Apple is the most valuable company in the world!  What is the difference?

It’s really simple.  When Jobs returned to Apple in 1997 he returned its focus.  They made fewer products but made them better than anyone else.  They innovated and made products that others were recognized for much better.  Along the way they created some new markets, turned others on their head and saved one or two.

The lesson here is obvious to me.  Even in a basic set of industries like computers, cell phones, Internet providers, music or insurance distribution if you rest on your laurels you will eventually die.  If you don’t innovate you will not prosper long term even if you survive marginally (AOL for example).   The insurance distribution business is a basic industry that has remained largely unchanged for 100 years.  But technology is not bypassing it.  Technology is going to revolutionize it.
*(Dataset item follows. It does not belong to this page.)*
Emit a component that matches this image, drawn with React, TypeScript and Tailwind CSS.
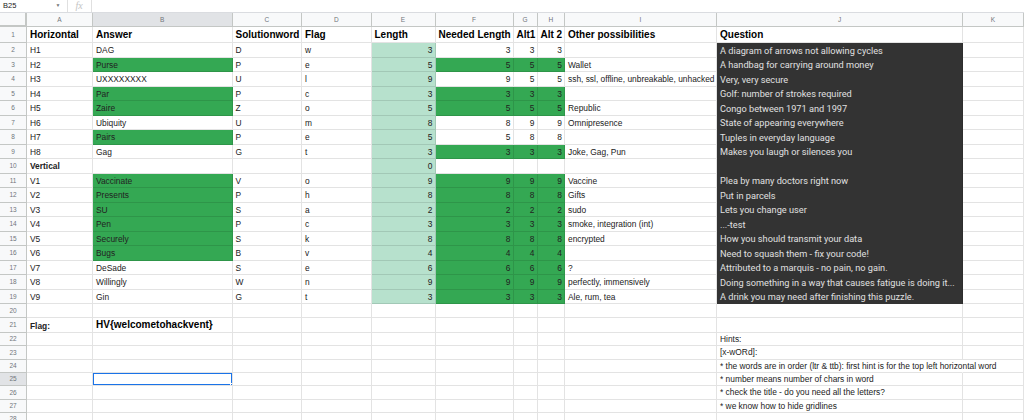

How?  I don’t have the answer to that question.  But I am extremely optimistic that my company, and others, will be forward thinking and nimble enough to not only survive but thrive.  We are innovating.  We are not just accepting the status quo.  We are focused on our customers and what they want.  We are changing daily to meet them where they are going even though they may not know themselves where they are headed.

What about you?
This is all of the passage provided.